After dinner, Jessica retreated into her bedroom and lost herself in one of Máximo’s true-crime novels. Máximo, who worked as a security guard at a school, lived at the gym. Robert played his oldies music until his anti-depressants kicked in, then fell into an uninterruptible sleep. Serena invited Jessica to join her in the
sala,
but Jessica didn’t like the types of movies Serena liked. Serena missed the closeness of Jessica’s old studio. “When we all in the same room, we spent time with each other,” Serena said. “Now we in separate rooms.”

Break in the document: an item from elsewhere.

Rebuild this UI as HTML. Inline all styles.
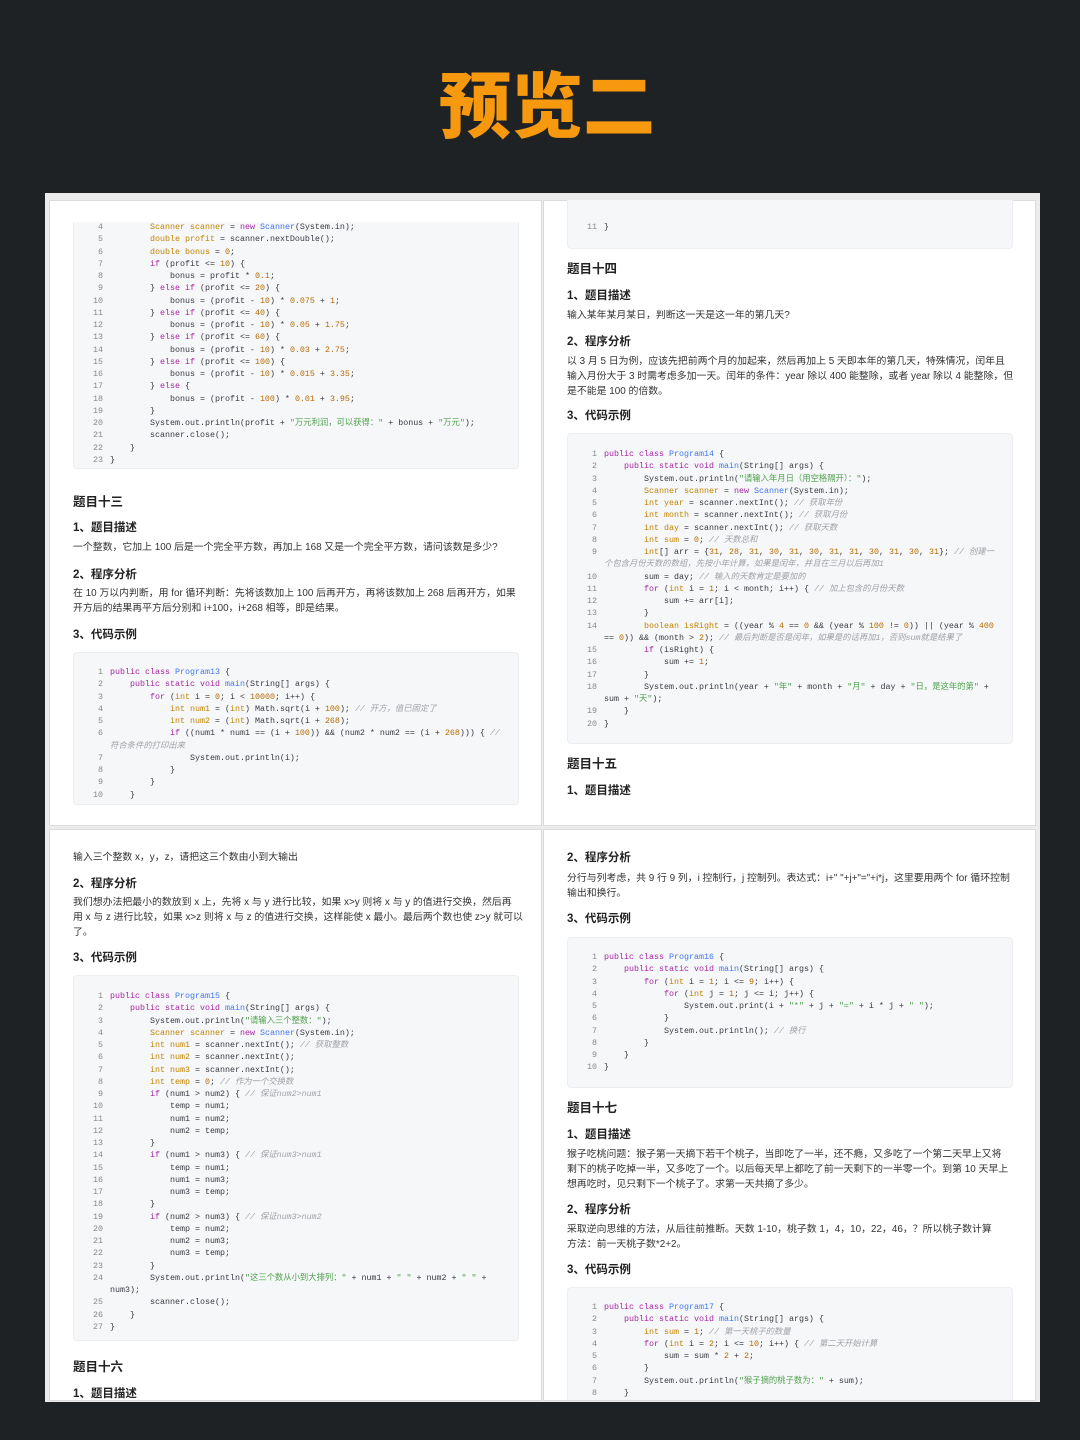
<!DOCTYPE html>
<html><head><meta charset="utf-8">
<style>
*{margin:0;padding:0;box-sizing:border-box}
body{width:1080px;height:1440px;background:#1f2224;position:relative;overflow:hidden;font-family:"Liberation Sans","Noto Sans CJK SC",sans-serif;color:#333}
.title{position:absolute;left:7px;width:1080px;top:53px;text-align:center;font-family:"Noto Sans CJK SC",sans-serif;font-weight:900;font-size:72px;line-height:96px;color:#f7990f}
.wrap{position:absolute;left:45px;top:193px;width:995px;height:1209px;background:#ececec}
.p{position:absolute;background:#fff;border:1px solid #dcdcdc;overflow:hidden}
.a{position:absolute;white-space:nowrap}
.h1{font-size:12.5px;font-weight:bold;line-height:16px;color:#222}
.h2{font-size:11.5px;font-weight:bold;line-height:16px;color:#222}
.t{font-size:9.9px;line-height:14.8px;color:#333}
.cb{position:absolute;background:#f6f7f9;border:1px solid #eceef1;border-radius:4px}
pre{position:absolute;font-family:"Liberation Mono","Noto Sans CJK SC",monospace;font-size:8.33px;line-height:12.25px;color:#383a42;white-space:pre}
pre i{display:inline-block;width:30px;text-align:right;margin-right:7px;font-style:normal;color:#888}
.k{color:#a626a4}.y{color:#c18401}.b{color:#4078f2}.n{color:#b76b01}.s{color:#50a14f}.c{color:#a0a1a7;font-style:italic}
</style></head><body>
<div class="title">预览二</div>
<div class="wrap"></div>
<div class="p" style="left:49px;top:200px;width:493px;height:626px"></div>
<div class="p" style="left:543px;top:200px;width:493px;height:626px"></div>
<div class="p" style="left:49px;top:829px;width:493px;height:572px"></div>
<div class="p" style="left:543px;top:829px;width:493px;height:572px"></div>

<!-- TL -->
<div class="cb" style="left:73px;top:222px;width:446px;height:247px;border-top:none;border-radius:0 0 4px 4px"></div>
<pre style="left:73px;top:221px"><i>4</i>        <span class="y">Scanner scanner</span> = <span class="k">new</span> <span class="b">Scanner</span>(System.in);
<i>5</i>        <span class="y">double profit</span> = scanner.nextDouble();
<i>6</i>        <span class="y">double bonus</span> = <span class="n">0</span>;
<i>7</i>        <span class="k">if</span> (profit &lt;= <span class="n">10</span>) {
<i>8</i>            bonus = profit * <span class="n">0.1</span>;
<i>9</i>        } <span class="k">else if</span> (profit &lt;= <span class="n">20</span>) {
<i>10</i>            bonus = (profit - <span class="n">10</span>) * <span class="n">0.075</span> + <span class="n">1</span>;
<i>11</i>        } <span class="k">else if</span> (profit &lt;= <span class="n">40</span>) {
<i>12</i>            bonus = (profit - <span class="n">10</span>) * <span class="n">0.05</span> + <span class="n">1.75</span>;
<i>13</i>        } <span class="k">else if</span> (profit &lt;= <span class="n">60</span>) {
<i>14</i>            bonus = (profit - <span class="n">10</span>) * <span class="n">0.03</span> + <span class="n">2.75</span>;
<i>15</i>        } <span class="k">else if</span> (profit &lt;= <span class="n">100</span>) {
<i>16</i>            bonus = (profit - <span class="n">10</span>) * <span class="n">0.015</span> + <span class="n">3.35</span>;
<i>17</i>        } <span class="k">else</span> {
<i>18</i>            bonus = (profit - <span class="n">100</span>) * <span class="n">0.01</span> + <span class="n">3.95</span>;
<i>19</i>        }
<i>20</i>        System.out.println(profit + <span class="s">"万元利润，可以获得："</span> + bonus + <span class="s">"万元"</span>);
<i>21</i>        scanner.close();
<i>22</i>    }
<i>23</i>}</pre>
<div class="a h1" style="left:73px;top:494px">题目十三</div>
<div class="a h2" style="left:73px;top:520px">1、题目描述</div>
<div class="a t" style="left:73px;top:541px">一个整数，它加上 100 后是一个完全平方数，再加上 168 又是一个完全平方数，请问该数是多少?</div>
<div class="a h2" style="left:73px;top:567px">2、程序分析</div>
<div class="a t" style="left:73px;top:587px">在 10 万以内判断，用 for 循环判断：先将该数加上 100 后再开方，再将该数加上 268 后再开方，如果<br>开方后的结果再平方后分别和 i+100，i+268 相等，即是结果。</div>
<div class="a h2" style="left:73px;top:627px">3、代码示例</div>
<div class="cb" style="left:73px;top:652px;width:446px;height:153px"></div>
<pre style="left:73px;top:666px"><i>1</i><span class="k">public class</span> <span class="b">Program13</span> {
<i>2</i>    <span class="k">public static void</span> <span class="b">main</span>(String[] args) {
<i>3</i>        <span class="k">for</span> (<span class="y">int</span> i = <span class="n">0</span>; i &lt; <span class="n">10000</span>; i++) {
<i>4</i>            <span class="y">int num1</span> = (<span class="y">int</span>) Math.sqrt(i + <span class="n">100</span>); <span class="c">// 开方，值已固定了</span>
<i>5</i>            <span class="y">int num2</span> = (<span class="y">int</span>) Math.sqrt(i + <span class="n">268</span>);
<i>6</i>            <span class="k">if</span> ((num1 * num1 == (i + <span class="n">100</span>)) &amp;&amp; (num2 * num2 == (i + <span class="n">268</span>))) { <span class="c">//</span>
<i></i><span class="c">符合条件的打印出来</span>
<i>7</i>                System.out.println(i);
<i>8</i>            }
<i>9</i>        }
<i>10</i>    }</pre>

<!-- TR -->
<div class="cb" style="left:567px;top:200px;width:446px;height:49px;border-top:none;border-radius:0 0 4px 4px"></div>
<pre style="left:567px;top:221px"><i>11</i>}</pre>
<div class="a h1" style="left:567px;top:261px">题目十四</div>
<div class="a h2" style="left:567px;top:288px">1、题目描述</div>
<div class="a t" style="left:567px;top:309px">输入某年某月某日，判断这一天是这一年的第几天?</div>
<div class="a h2" style="left:567px;top:334px">2、程序分析</div>
<div class="a t" style="left:567px;top:355px">以 3 月 5 日为例，应该先把前两个月的加起来，然后再加上 5 天即本年的第几天，特殊情况，闰年且<br>输入月份大于 3 时需考虑多加一天。闰年的条件：year 除以 400 能整除，或者 year 除以 4 能整除，但<br>是不能是 100 的倍数。</div>
<div class="a h2" style="left:567px;top:408px">3、代码示例</div>
<div class="cb" style="left:567px;top:433px;width:446px;height:311px"></div>
<pre style="left:567px;top:448px"><i>1</i><span class="k">public class</span> <span class="b">Program14</span> {
<i>2</i>    <span class="k">public static void</span> <span class="b">main</span>(String[] args) {
<i>3</i>        System.out.println(<span class="s">"请输入年月日（用空格隔开）："</span>);
<i>4</i>        <span class="y">Scanner scanner</span> = <span class="k">new</span> <span class="b">Scanner</span>(System.in);
<i>5</i>        <span class="y">int year</span> = scanner.nextInt(); <span class="c">// 获取年份</span>
<i>6</i>        <span class="y">int month</span> = scanner.nextInt(); <span class="c">// 获取月份</span>
<i>7</i>        <span class="y">int day</span> = scanner.nextInt(); <span class="c">// 获取天数</span>
<i>8</i>        <span class="y">int sum</span> = <span class="n">0</span>; <span class="c">// 天数总和</span>
<i>9</i>        <span class="y">int</span>[] arr = {<span class="n">31</span>, <span class="n">28</span>, <span class="n">31</span>, <span class="n">30</span>, <span class="n">31</span>, <span class="n">30</span>, <span class="n">31</span>, <span class="n">31</span>, <span class="n">30</span>, <span class="n">31</span>, <span class="n">30</span>, <span class="n">31</span>}; <span class="c">// 创建一</span>
<i></i><span class="c">个包含月份天数的数组，先按小年计算，如果是闰年，并且在三月以后再加1</span>
<i>10</i>        sum = day; <span class="c">// 输入的天数肯定是要加的</span>
<i>11</i>        <span class="k">for</span> (<span class="y">int</span> i = <span class="n">1</span>; i &lt; month; i++) { <span class="c">// 加上包含的月份天数</span>
<i>12</i>            sum += arr[i];
<i>13</i>        }
<i>14</i>        <span class="y">boolean isRight</span> = ((year % <span class="n">4</span> == <span class="n">0</span> &amp;&amp; (year % <span class="n">100</span> != <span class="n">0</span>)) || (year % <span class="n">400</span>
<i></i>== <span class="n">0</span>)) &amp;&amp; (month &gt; <span class="n">2</span>); <span class="c">// 最后判断是否是闰年，如果是的话再加1，否则sum就是结果了</span>
<i>15</i>        <span class="k">if</span> (isRight) {
<i>16</i>            sum += <span class="n">1</span>;
<i>17</i>        }
<i>18</i>        System.out.println(year + <span class="s">"年"</span> + month + <span class="s">"月"</span> + day + <span class="s">"日，是这年的第"</span> +
<i></i>sum + <span class="s">"天"</span>);
<i>19</i>    }
<i>20</i>}</pre>
<div class="a h1" style="left:567px;top:756px">题目十五</div>
<div class="a h2" style="left:567px;top:783px">1、题目描述</div>

<!-- BL -->
<div class="a t" style="left:73px;top:851px">输入三个整数 x，y，z，请把这三个数由小到大输出</div>
<div class="a h2" style="left:73px;top:876px">2、程序分析</div>
<div class="a t" style="left:73px;top:896px">我们想办法把最小的数放到 x 上，先将 x 与 y 进行比较，如果 x&gt;y 则将 x 与 y 的值进行交换，然后再<br>用 x 与 z 进行比较，如果 x&gt;z 则将 x 与 z 的值进行交换，这样能使 x 最小。最后两个数也使 z&gt;y 就可以<br>了。</div>
<div class="a h2" style="left:73px;top:950px">3、代码示例</div>
<div class="cb" style="left:73px;top:975px;width:446px;height:366px"></div>
<pre style="left:73px;top:990px"><i>1</i><span class="k">public class</span> <span class="b">Program15</span> {
<i>2</i>    <span class="k">public static void</span> <span class="b">main</span>(String[] args) {
<i>3</i>        System.out.println(<span class="s">"请输入三个整数："</span>);
<i>4</i>        <span class="y">Scanner scanner</span> = <span class="k">new</span> <span class="b">Scanner</span>(System.in);
<i>5</i>        <span class="y">int num1</span> = scanner.nextInt(); <span class="c">// 获取整数</span>
<i>6</i>        <span class="y">int num2</span> = scanner.nextInt();
<i>7</i>        <span class="y">int num3</span> = scanner.nextInt();
<i>8</i>        <span class="y">int temp</span> = <span class="n">0</span>; <span class="c">// 作为一个交换数</span>
<i>9</i>        <span class="k">if</span> (num1 &gt; num2) { <span class="c">// 保证num2&gt;num1</span>
<i>10</i>            temp = num1;
<i>11</i>            num1 = num2;
<i>12</i>            num2 = temp;
<i>13</i>        }
<i>14</i>        <span class="k">if</span> (num1 &gt; num3) { <span class="c">// 保证num3&gt;num1</span>
<i>15</i>            temp = num1;
<i>16</i>            num1 = num3;
<i>17</i>            num3 = temp;
<i>18</i>        }
<i>19</i>        <span class="k">if</span> (num2 &gt; num3) { <span class="c">// 保证num3&gt;num2</span>
<i>20</i>            temp = num2;
<i>21</i>            num2 = num3;
<i>22</i>            num3 = temp;
<i>23</i>        }
<i>24</i>        System.out.println(<span class="s">"这三个数从小到大排列："</span> + num1 + <span class="s">" "</span> + num2 + <span class="s">" "</span> +
<i></i>num3);
<i>25</i>        scanner.close();
<i>26</i>    }
<i>27</i>}</pre>
<div class="a h1" style="left:73px;top:1359px">题目十六</div>
<div class="a h2" style="left:73px;top:1386px">1、题目描述</div>

<!-- BR -->
<div class="a h2" style="left:567px;top:850px">2、程序分析</div>
<div class="a t" style="left:567px;top:872px">分行与列考虑，共 9 行 9 列，i 控制行，j 控制列。表达式：i+" "+j+"="+i*j，这里要用两个 for 循环控制<br>输出和换行。</div>
<div class="a h2" style="left:567px;top:911px">3、代码示例</div>
<div class="cb" style="left:567px;top:937px;width:446px;height:151px"></div>
<pre style="left:567px;top:951px"><i>1</i><span class="k">public class</span> <span class="b">Program16</span> {
<i>2</i>    <span class="k">public static void</span> <span class="b">main</span>(String[] args) {
<i>3</i>        <span class="k">for</span> (<span class="y">int</span> i = <span class="n">1</span>; i &lt;= <span class="n">9</span>; i++) {
<i>4</i>            <span class="k">for</span> (<span class="y">int</span> j = <span class="n">1</span>; j &lt;= i; j++) {
<i>5</i>                System.out.print(i + <span class="s">"*"</span> + j + <span class="s">"="</span> + i * j + <span class="s">" "</span>);
<i>6</i>            }
<i>7</i>            System.out.println(); <span class="c">// 换行</span>
<i>8</i>        }
<i>9</i>    }
<i>10</i>}</pre>
<div class="a h1" style="left:567px;top:1100px">题目十七</div>
<div class="a h2" style="left:567px;top:1127px">1、题目描述</div>
<div class="a t" style="left:567px;top:1148px">猴子吃桃问题：猴子第一天摘下若干个桃子，当即吃了一半，还不瘾，又多吃了一个第二天早上又将<br>剩下的桃子吃掉一半，又多吃了一个。以后每天早上都吃了前一天剩下的一半零一个。到第 10 天早上<br>想再吃时，见只剩下一个桃子了。求第一天共摘了多少。</div>
<div class="a h2" style="left:567px;top:1202px">2、程序分析</div>
<div class="a t" style="left:567px;top:1223px">采取逆向思维的方法，从后往前推断。天数 1-10，桃子数 1，4，10，22，46，？所以桃子数计算<br>方法：前一天桃子数*2+2。</div>
<div class="a h2" style="left:567px;top:1262px">3、代码示例</div>
<div class="cb" style="left:567px;top:1287px;width:446px;height:113px;border-bottom:none;border-radius:4px 4px 0 0"></div>
<pre style="left:567px;top:1301px"><i>1</i><span class="k">public class</span> <span class="b">Program17</span> {
<i>2</i>    <span class="k">public static void</span> <span class="b">main</span>(String[] args) {
<i>3</i>        <span class="y">int sum</span> = <span class="n">1</span>; <span class="c">// 第一天桃子的数量</span>
<i>4</i>        <span class="k">for</span> (<span class="y">int</span> i = <span class="n">2</span>; i &lt;= <span class="n">10</span>; i++) { <span class="c">// 第二天开始计算</span>
<i>5</i>            sum = sum * <span class="n">2</span> + <span class="n">2</span>;
<i>6</i>        }
<i>7</i>        System.out.println(<span class="s">"猴子摘的桃子数为："</span> + sum);
<i>8</i>    }</pre>
</body></html>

Serena preferred to spend her summer days at her best friend Priscilla’s rather than in the empty apartment at Hunts Point. Priscilla lived with her sister, two brothers, her mother, and stepfather on the top floor of a three-decker near White Plains Road. Priscilla’s neighborhood was working
poor and working class—full of Albanians, Indians, Irish, Puerto Ricans, Italians, and Dominicans. Instead of the bullet-proof check cashiers, the bodegas and liquor stores shared the blocks with businesses that spoke of future-oriented days—tile and sprinkler shops, travel agencies, bakeries. The parents’ workaday routines limited the teenagers’ range of motion: no adults were home after Priscilla’s mother went to work at two, but she kept watch on the girls by telephone. Supplemental surveillance was provided by surprise visits by Priscilla’s gruff stepdad, Al, who worked for a towing company. When his red shiny truck rolled up, unannounced, the girls assumed that he was spying, but Al also liked to play video games between the dispatcher’s calls.

The teenagers usually hung out with their friends on “the bench”—actually two benches—overlooking Priscilla’s driveway, in the shade of some fruit trees. Priscilla’s front yard set the summer stage for the drama, which was largely psychological. If the gang weren’t draped over the bench, which was warped from wear, they lined the four short stairs that led up to the front door. In constant fear of missing her mother’s calls, Priscilla never traveled beyond the radius of the portable phone.

The charge of “acting ghetto” delineated acceptable and unacceptable behaviors among the kids and deflated tough posturing and hypocrisies. “Acting ghetto” included bragging about violence; claiming you saw a new movie in the theater when you really saw it on a bootleg video; cursing; wearing slippers or curlers to the store. The girls labeled each other as well. “I’m the good girl, Serena’s the bad one,” Priscilla said. The best friends drew the line pop-culturally: Serena liked Black Entertainment Television; Priscilla preferred MTV. Serena liked rap and R&B; Priscilla, Britney Spears.
Bad
implied loud, assertive;
good
meant quieter. Serena barreled through her shyness with impulsiveness; Priscilla withdrew and fretted. Priscilla liked boys with jobs who wanted commitment; Serena liked guys who dressed like hoodlums and knew how to kiss. Priscilla had a mad crush on the landlord’s son but had turned her cheek to his kiss because he wanted to date other people. She was sixteen, he was twenty-three.